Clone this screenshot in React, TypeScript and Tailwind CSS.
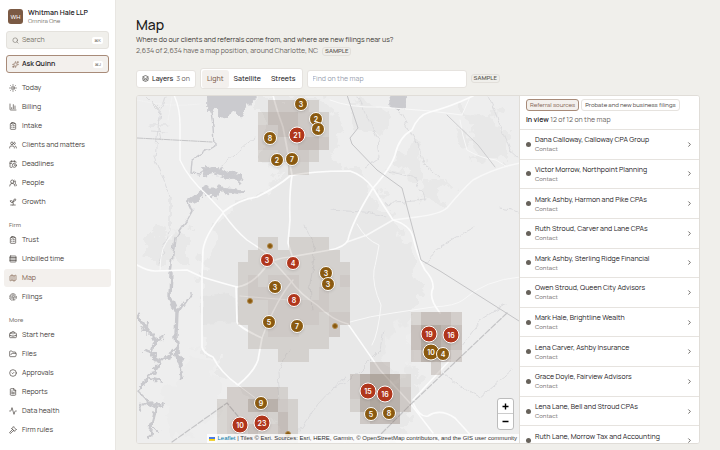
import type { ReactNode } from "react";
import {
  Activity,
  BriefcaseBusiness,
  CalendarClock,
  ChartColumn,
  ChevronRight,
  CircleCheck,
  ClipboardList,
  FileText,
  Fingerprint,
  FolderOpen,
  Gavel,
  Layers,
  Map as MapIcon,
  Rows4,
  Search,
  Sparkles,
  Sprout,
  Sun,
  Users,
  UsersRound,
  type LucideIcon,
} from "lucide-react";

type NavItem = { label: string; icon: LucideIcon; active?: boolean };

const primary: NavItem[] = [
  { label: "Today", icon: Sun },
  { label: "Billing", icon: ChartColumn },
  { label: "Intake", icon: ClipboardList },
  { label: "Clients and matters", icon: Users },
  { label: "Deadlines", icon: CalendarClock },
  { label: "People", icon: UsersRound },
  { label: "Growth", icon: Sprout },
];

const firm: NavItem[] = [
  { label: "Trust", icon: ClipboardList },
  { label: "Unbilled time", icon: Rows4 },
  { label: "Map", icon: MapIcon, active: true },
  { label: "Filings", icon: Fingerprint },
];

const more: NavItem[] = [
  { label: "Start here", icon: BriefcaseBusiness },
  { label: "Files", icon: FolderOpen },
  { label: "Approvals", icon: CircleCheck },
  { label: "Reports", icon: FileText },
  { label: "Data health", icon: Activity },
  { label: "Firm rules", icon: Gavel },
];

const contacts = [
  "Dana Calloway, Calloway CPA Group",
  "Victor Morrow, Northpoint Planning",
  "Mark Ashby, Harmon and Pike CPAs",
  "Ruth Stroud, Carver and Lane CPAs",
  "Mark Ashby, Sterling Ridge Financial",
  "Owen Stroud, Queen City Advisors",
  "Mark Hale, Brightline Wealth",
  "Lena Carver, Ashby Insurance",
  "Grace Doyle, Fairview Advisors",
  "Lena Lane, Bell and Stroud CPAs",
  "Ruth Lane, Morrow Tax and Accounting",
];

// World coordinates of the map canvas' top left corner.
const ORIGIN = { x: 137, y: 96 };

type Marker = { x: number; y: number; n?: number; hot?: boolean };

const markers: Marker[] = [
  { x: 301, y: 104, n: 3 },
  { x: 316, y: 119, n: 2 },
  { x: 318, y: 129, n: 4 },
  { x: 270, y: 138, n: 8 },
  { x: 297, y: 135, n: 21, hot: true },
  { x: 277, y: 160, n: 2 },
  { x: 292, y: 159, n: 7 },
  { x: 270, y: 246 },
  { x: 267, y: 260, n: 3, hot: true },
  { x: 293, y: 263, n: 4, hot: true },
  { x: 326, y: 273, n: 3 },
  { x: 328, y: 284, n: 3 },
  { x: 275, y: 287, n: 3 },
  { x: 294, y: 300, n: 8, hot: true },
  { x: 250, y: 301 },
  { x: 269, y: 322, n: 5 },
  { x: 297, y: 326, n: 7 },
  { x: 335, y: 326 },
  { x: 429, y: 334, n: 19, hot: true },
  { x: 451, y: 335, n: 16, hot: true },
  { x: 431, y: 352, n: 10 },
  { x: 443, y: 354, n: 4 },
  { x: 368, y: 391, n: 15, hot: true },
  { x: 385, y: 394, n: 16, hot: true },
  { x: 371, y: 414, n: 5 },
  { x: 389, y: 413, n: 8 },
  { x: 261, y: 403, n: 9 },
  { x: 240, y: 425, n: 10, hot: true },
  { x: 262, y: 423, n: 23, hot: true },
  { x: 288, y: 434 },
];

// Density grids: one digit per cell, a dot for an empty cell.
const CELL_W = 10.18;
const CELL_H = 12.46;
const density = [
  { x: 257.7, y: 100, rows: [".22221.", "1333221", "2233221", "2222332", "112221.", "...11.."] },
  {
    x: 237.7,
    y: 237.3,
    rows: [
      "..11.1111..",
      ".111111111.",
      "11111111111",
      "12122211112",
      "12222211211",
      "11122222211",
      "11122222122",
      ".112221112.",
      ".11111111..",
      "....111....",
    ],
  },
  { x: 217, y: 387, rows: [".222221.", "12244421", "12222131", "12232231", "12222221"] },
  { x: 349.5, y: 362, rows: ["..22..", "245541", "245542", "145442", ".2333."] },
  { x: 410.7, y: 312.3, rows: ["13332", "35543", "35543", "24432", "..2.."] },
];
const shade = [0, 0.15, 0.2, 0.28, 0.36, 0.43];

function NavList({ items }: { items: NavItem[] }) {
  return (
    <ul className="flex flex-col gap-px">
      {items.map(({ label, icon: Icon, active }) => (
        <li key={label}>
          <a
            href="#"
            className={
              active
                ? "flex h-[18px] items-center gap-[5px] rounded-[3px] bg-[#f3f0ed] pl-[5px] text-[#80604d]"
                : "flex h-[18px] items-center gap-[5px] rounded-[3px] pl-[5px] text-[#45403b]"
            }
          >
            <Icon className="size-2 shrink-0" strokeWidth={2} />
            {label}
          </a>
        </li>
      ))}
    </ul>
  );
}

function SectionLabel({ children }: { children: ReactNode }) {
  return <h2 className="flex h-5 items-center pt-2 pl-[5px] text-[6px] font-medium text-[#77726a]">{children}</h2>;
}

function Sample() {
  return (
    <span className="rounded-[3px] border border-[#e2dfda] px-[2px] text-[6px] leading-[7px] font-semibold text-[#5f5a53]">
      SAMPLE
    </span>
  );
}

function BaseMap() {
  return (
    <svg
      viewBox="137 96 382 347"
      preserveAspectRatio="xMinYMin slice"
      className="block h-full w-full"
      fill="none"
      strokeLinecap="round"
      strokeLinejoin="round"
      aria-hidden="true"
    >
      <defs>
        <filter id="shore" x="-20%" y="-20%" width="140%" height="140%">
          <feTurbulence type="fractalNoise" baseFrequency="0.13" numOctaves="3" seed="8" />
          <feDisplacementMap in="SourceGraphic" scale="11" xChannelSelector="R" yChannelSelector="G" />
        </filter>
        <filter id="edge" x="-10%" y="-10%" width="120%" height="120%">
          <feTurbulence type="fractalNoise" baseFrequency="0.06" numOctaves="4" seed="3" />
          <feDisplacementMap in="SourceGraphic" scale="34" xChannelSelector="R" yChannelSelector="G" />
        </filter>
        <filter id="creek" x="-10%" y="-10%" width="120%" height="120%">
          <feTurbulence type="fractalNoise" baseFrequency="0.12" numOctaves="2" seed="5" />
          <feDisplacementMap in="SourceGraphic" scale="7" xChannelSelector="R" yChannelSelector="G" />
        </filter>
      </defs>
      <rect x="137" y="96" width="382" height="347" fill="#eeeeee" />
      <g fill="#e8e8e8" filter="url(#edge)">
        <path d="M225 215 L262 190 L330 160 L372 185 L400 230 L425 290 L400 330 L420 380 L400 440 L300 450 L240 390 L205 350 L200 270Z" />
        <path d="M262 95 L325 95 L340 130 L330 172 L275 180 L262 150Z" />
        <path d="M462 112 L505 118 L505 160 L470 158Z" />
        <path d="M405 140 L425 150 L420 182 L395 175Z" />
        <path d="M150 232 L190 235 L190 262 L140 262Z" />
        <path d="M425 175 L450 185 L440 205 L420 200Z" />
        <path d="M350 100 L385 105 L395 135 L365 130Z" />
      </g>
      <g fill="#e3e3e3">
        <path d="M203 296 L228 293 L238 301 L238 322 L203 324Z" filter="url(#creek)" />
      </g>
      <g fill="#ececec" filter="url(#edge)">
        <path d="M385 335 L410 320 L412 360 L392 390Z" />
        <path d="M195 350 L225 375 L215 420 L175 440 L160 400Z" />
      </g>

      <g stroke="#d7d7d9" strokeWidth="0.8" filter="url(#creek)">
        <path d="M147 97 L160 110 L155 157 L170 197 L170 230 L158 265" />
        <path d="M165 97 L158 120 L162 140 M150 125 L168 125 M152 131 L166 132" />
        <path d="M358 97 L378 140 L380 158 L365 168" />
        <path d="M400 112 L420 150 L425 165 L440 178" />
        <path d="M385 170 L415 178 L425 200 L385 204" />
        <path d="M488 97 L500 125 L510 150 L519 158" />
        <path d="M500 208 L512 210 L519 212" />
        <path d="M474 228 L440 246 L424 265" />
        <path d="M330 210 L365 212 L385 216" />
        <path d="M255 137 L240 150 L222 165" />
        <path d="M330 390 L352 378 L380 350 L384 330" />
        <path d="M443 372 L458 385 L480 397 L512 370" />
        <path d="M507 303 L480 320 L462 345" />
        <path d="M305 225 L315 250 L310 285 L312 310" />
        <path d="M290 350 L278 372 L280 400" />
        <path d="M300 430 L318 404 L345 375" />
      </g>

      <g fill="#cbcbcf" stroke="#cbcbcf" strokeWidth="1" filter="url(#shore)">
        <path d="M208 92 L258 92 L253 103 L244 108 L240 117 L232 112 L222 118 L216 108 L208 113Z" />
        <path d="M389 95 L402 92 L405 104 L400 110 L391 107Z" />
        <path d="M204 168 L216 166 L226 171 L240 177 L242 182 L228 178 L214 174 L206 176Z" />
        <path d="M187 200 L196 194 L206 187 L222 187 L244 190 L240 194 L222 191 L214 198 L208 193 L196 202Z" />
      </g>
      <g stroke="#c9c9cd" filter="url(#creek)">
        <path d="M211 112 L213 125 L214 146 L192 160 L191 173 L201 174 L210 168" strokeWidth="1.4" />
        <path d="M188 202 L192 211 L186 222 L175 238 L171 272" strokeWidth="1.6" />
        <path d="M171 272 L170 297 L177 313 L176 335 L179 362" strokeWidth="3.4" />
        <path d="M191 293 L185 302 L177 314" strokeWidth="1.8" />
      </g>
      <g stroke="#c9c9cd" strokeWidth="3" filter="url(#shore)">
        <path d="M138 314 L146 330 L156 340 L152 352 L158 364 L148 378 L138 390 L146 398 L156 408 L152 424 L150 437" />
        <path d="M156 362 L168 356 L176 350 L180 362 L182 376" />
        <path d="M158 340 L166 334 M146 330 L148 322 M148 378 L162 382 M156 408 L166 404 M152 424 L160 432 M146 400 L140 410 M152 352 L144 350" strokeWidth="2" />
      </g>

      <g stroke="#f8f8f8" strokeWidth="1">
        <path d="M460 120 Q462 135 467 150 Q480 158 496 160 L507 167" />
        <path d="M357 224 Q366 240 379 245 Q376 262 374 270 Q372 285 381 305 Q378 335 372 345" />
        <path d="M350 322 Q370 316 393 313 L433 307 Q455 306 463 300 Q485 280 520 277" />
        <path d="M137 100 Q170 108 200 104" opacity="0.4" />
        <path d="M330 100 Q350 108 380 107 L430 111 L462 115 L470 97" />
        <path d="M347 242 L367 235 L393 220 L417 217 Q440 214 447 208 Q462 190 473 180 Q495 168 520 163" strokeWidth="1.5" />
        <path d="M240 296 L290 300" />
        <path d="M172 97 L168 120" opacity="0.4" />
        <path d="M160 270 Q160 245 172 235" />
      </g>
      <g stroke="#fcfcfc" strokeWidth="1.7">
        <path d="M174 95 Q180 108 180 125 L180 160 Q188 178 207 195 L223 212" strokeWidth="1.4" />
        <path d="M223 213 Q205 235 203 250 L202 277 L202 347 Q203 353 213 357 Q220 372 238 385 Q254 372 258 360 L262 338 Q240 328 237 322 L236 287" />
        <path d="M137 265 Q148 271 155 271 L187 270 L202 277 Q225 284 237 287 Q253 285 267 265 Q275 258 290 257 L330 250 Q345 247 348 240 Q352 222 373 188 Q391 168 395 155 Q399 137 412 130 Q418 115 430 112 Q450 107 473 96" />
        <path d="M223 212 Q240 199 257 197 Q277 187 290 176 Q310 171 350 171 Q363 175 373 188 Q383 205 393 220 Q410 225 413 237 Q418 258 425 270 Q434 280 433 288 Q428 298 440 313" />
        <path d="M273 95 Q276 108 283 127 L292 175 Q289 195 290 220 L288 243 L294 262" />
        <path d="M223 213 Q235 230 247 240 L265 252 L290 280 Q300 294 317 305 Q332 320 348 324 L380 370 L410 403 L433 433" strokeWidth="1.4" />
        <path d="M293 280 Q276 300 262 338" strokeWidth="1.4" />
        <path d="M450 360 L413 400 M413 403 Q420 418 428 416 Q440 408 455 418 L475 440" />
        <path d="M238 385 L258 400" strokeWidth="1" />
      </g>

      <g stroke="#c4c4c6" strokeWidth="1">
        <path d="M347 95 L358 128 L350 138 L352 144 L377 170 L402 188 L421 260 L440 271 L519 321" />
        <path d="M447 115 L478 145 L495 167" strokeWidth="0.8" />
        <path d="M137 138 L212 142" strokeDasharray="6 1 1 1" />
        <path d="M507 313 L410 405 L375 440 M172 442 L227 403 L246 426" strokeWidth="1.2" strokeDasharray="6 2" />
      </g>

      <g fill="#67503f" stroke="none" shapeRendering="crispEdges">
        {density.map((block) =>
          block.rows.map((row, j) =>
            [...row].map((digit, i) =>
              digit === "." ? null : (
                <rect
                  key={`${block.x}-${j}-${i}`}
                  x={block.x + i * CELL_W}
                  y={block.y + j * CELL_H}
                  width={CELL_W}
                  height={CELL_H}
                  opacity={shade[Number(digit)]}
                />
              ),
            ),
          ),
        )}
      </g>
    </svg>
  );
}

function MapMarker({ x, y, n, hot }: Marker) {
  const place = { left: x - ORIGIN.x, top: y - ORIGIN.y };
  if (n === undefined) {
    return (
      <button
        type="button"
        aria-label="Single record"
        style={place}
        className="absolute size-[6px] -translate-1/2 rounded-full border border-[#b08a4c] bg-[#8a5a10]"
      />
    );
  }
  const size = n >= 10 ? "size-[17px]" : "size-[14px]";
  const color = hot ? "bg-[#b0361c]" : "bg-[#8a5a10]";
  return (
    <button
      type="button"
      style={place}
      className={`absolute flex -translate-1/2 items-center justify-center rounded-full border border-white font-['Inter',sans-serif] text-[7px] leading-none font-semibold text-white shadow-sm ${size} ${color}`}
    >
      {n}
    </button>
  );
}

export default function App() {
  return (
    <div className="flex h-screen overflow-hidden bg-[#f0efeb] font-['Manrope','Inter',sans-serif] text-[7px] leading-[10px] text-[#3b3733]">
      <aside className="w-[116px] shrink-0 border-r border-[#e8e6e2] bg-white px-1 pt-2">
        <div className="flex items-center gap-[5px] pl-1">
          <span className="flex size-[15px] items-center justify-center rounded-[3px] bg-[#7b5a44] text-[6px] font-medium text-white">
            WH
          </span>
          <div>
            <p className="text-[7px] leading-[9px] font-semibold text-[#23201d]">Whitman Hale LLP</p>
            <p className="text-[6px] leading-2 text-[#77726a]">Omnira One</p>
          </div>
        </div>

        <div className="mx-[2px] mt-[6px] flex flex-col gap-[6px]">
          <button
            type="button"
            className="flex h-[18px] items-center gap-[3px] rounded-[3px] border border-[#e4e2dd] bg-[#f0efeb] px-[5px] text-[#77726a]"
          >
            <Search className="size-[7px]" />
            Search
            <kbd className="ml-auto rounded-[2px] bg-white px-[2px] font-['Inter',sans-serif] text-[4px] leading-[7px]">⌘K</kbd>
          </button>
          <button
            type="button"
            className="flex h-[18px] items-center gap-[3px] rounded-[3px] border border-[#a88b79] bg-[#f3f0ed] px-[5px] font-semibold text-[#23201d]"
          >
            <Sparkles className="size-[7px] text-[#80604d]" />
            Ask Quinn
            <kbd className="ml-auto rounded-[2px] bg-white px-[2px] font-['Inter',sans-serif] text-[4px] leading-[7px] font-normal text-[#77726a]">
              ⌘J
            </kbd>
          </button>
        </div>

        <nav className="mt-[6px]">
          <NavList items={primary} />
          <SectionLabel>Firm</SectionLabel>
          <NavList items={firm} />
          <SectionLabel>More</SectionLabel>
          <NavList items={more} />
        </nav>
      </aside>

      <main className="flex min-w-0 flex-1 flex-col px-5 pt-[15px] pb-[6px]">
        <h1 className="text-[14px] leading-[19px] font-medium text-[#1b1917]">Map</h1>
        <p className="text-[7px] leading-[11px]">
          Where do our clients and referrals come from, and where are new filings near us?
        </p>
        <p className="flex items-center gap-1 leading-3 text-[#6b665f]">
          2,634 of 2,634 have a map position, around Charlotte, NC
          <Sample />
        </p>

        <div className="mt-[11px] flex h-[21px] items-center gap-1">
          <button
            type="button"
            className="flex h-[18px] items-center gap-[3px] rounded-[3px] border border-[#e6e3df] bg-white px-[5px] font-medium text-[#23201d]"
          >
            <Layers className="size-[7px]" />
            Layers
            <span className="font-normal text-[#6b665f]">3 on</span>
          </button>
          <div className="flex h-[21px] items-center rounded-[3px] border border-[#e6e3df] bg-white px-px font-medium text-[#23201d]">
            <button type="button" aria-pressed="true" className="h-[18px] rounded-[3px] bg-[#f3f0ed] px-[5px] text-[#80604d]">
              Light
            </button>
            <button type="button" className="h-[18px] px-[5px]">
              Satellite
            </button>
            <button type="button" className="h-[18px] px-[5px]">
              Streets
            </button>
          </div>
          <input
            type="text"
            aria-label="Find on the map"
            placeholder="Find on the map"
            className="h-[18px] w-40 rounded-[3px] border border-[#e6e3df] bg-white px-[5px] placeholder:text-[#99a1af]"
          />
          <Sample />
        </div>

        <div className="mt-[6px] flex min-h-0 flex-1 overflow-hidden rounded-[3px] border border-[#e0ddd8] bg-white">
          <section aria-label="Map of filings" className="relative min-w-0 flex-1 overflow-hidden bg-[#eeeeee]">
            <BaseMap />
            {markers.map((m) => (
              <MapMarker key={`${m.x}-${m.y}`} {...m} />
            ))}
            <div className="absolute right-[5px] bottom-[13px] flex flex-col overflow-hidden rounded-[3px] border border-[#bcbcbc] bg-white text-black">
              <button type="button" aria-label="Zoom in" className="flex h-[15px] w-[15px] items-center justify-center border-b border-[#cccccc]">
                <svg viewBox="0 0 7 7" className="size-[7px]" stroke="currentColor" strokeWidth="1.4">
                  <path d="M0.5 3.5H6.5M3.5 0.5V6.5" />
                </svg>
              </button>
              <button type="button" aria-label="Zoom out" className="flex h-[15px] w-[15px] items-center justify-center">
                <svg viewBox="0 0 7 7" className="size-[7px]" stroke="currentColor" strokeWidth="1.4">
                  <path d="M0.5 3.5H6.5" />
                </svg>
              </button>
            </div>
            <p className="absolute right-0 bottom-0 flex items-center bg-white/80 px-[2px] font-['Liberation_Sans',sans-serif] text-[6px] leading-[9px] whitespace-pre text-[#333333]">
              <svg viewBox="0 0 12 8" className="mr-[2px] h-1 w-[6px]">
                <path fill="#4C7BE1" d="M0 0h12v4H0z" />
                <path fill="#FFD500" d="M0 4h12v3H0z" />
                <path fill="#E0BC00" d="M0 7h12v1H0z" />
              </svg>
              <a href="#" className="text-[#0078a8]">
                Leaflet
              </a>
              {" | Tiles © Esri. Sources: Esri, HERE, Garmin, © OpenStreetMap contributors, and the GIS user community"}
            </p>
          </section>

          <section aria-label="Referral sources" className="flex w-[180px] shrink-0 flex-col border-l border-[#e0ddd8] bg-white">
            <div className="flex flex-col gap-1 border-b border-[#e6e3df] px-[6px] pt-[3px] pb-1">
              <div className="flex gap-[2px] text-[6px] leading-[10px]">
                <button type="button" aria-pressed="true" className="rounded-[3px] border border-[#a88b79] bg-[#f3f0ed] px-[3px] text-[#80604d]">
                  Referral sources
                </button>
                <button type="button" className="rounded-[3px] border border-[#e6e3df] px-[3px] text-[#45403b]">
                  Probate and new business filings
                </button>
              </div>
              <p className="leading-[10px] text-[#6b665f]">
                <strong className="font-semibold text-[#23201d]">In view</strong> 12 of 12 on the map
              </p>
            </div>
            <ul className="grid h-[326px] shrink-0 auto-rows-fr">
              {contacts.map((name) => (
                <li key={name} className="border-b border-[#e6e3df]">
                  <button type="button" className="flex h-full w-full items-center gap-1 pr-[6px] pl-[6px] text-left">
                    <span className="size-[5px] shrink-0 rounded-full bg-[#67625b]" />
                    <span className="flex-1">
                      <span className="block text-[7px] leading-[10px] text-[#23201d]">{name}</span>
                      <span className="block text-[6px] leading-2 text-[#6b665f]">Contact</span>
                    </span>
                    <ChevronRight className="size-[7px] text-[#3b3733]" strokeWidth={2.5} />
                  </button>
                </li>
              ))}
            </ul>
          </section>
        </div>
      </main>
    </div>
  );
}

• What is needed:
Leave out the pictures and repeat exactly the lines from the start of the material through the line that contains "number; y: number;", both included.

• Exercise result:
Clone this screenshot in React, TypeScript and Tailwind CSS.
import type { ReactNode } from "react";
import {
  Activity,
  BriefcaseBusiness,
  CalendarClock,
  ChartColumn,
  ChevronRight,
  CircleCheck,
  ClipboardList,
  FileText,
  Fingerprint,
  FolderOpen,
  Gavel,
  Layers,
  Map as MapIcon,
  Rows4,
  Search,
  Sparkles,
  Sprout,
  Sun,
  Users,
  UsersRound,
  type LucideIcon,
} from "lucide-react";

type NavItem = { label: string; icon: LucideIcon; active?: boolean };

const primary: NavItem[] = [
  { label: "Today", icon: Sun },
  { label: "Billing", icon: ChartColumn },
  { label: "Intake", icon: ClipboardList },
  { label: "Clients and matters", icon: Users },
  { label: "Deadlines", icon: CalendarClock },
  { label: "People", icon: UsersRound },
  { label: "Growth", icon: Sprout },
];

const firm: NavItem[] = [
  { label: "Trust", icon: ClipboardList },
  { label: "Unbilled time", icon: Rows4 },
  { label: "Map", icon: MapIcon, active: true },
  { label: "Filings", icon: Fingerprint },
];

const more: NavItem[] = [
  { label: "Start here", icon: BriefcaseBusiness },
  { label: "Files", icon: FolderOpen },
  { label: "Approvals", icon: CircleCheck },
  { label: "Reports", icon: FileText },
  { label: "Data health", icon: Activity },
  { label: "Firm rules", icon: Gavel },
];

const contacts = [
  "Dana Calloway, Calloway CPA Group",
  "Victor Morrow, Northpoint Planning",
  "Mark Ashby, Harmon and Pike CPAs",
  "Ruth Stroud, Carver and Lane CPAs",
  "Mark Ashby, Sterling Ridge Financial",
  "Owen Stroud, Queen City Advisors",
  "Mark Hale, Brightline Wealth",
  "Lena Carver, Ashby Insurance",
  "Grace Doyle, Fairview Advisors",
  "Lena Lane, Bell and Stroud CPAs",
  "Ruth Lane, Morrow Tax and Accounting",
];

// World coordinates of the map canvas' top left corner.
const ORIGIN = { x: 137, y: 96 };

type Marker = { x: number; y: number; n?: number; hot?: boolean };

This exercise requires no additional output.